Tuesday, September 4, 2012

"No, I mean MY mommy"

I haven't figured out exactly how to react (or feel) when Alexander tells me he is talking about his "other" mommy.  He doesn't do it very often.  And it is usually when he is pretending with his toys that I hear him say it.  This pretend play usually involves his half brother too.  I think he puts the two of them together in his mind.  Probably because the only place he has seen either one of them lately has been at his visits, and they were together then.  The other day, he had his cars and was driving them around as they were talking to one another.  He didn't really say much, just stuff like "Hi mommy. Hi Bubby".   The first time he said "hi mommy", I answered him.  He responded with " no, not you".

I know he has a past, despite the fact that I would like to think his life started when he walked through our door.  And I know this pretend play is his way of dealing with some of the stuff he has been through, which is a good thing.  Still, a part of me feels pretty bad when I hear him talking to his mom.  Yes, I want to be the one he thinks of as "mom".  But that isn't really the part that bothers me.  I know he looks to me when he needs a "mom". And I know he loves me, and the rest of us too.  The part that is upsetting to me is the fact that he would want to talk to his mom.  He has never had a healthy relationship with her.  She has expressed that she never wanted him and has never made any qualms about saying so.  Why would he want to play with her.  I can understand pretending to tell her off, that would feel healthy to me!  But he talks in a nice, casual way when he pretends to talk to her.  I guess I don't want him having a fanticized image of his mom as he grows up.  I don't want him to get older and resent me for keeping him from his mom, or the mom he has built up in his mind.

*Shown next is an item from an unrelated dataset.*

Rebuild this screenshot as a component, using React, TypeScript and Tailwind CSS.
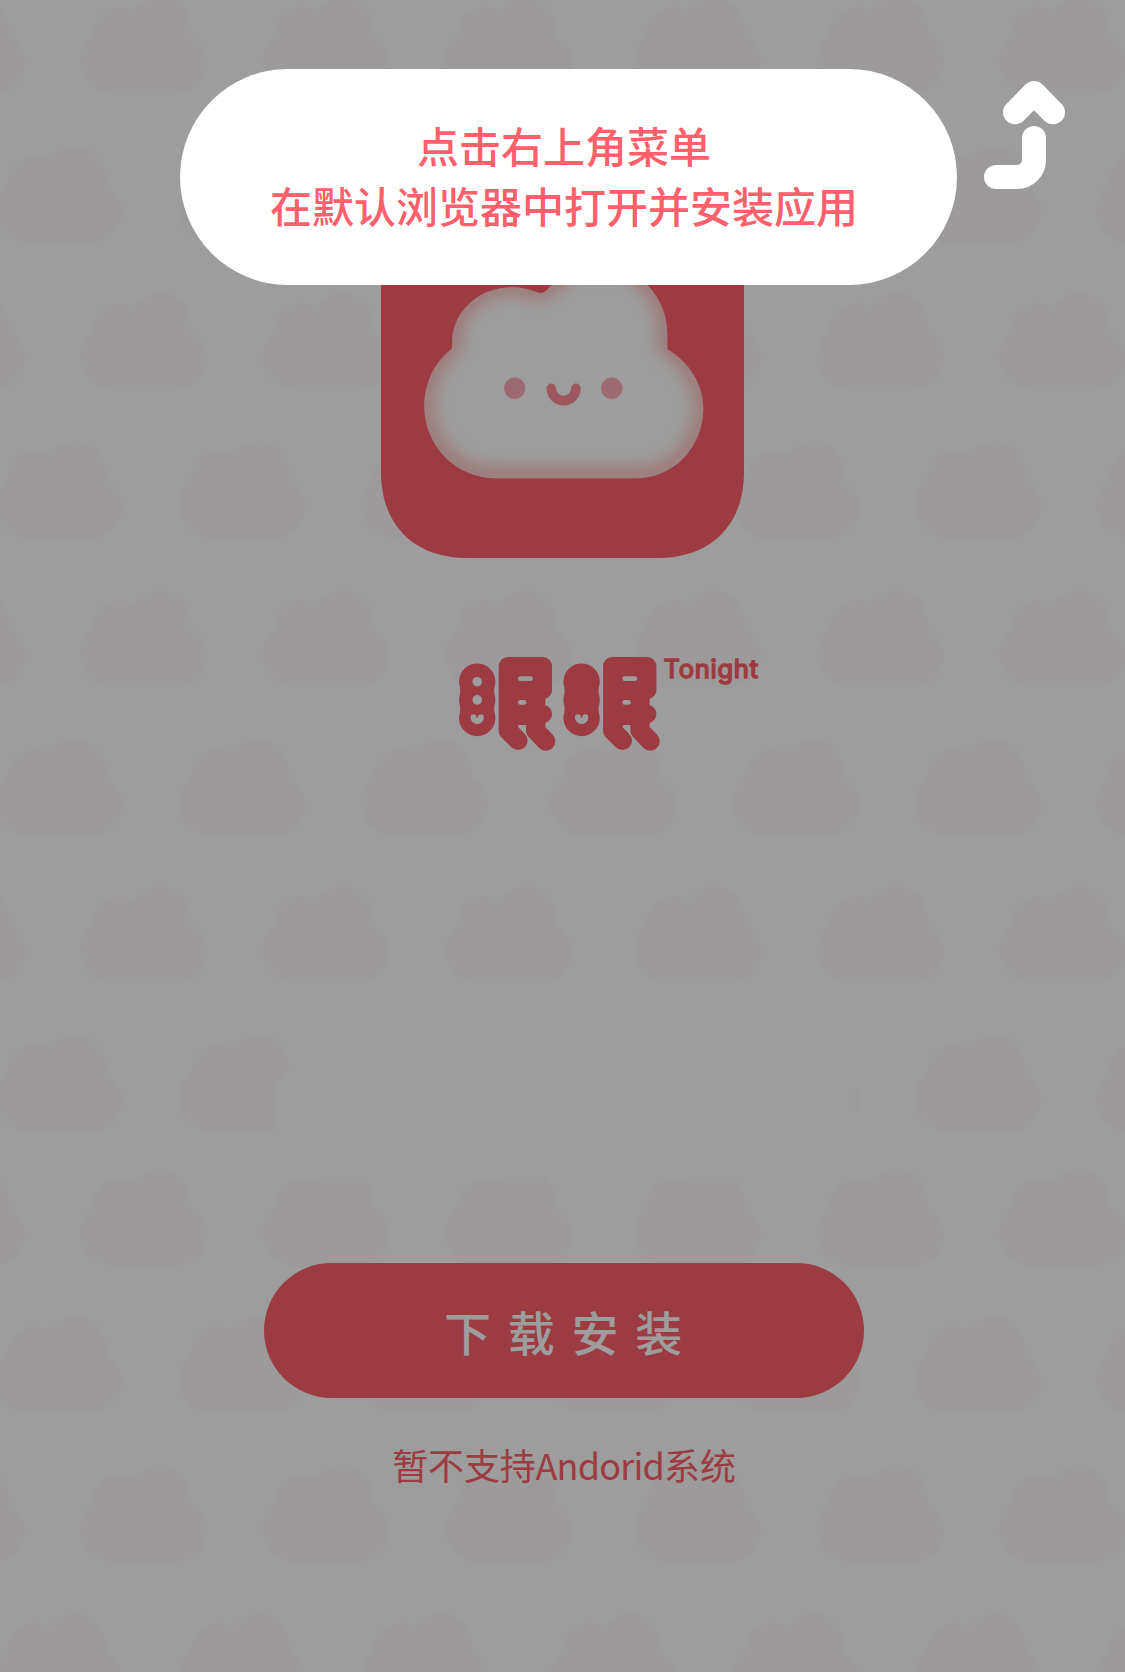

I haven't said anything about his mom to him, good or bad.  I think I have needed a break from thinking about everything for a little bit. It has been such a relief since the visits have stopped.  

But that brings up another thing that has surprised me.  Alexander has asked me a couple of times if it is time for his visit.  When I say no, we aren't going to a visit today, he responds with "yes, I am".  That's another mystery to me.  The visits were terrible.  Alexander was miserable and acted out for
days afterward.  Why would he ask to go back?  He should be singing praises that he doesn't have to go back ever again.  That's what I have been doing!  But, I guess that's why it's called a learning experience, if things went like I thought they would, there would be no learning going on.  I have always said I like learning, maybe that statement is coming back to bite me now.  

 Our adoption attorney has said she thinks Alexander's adoption should be finished by the end of the year. That is pretty exciting news. But, as I have learned from all this, finalizing this adoption will be a much bigger deal to me than it is to him!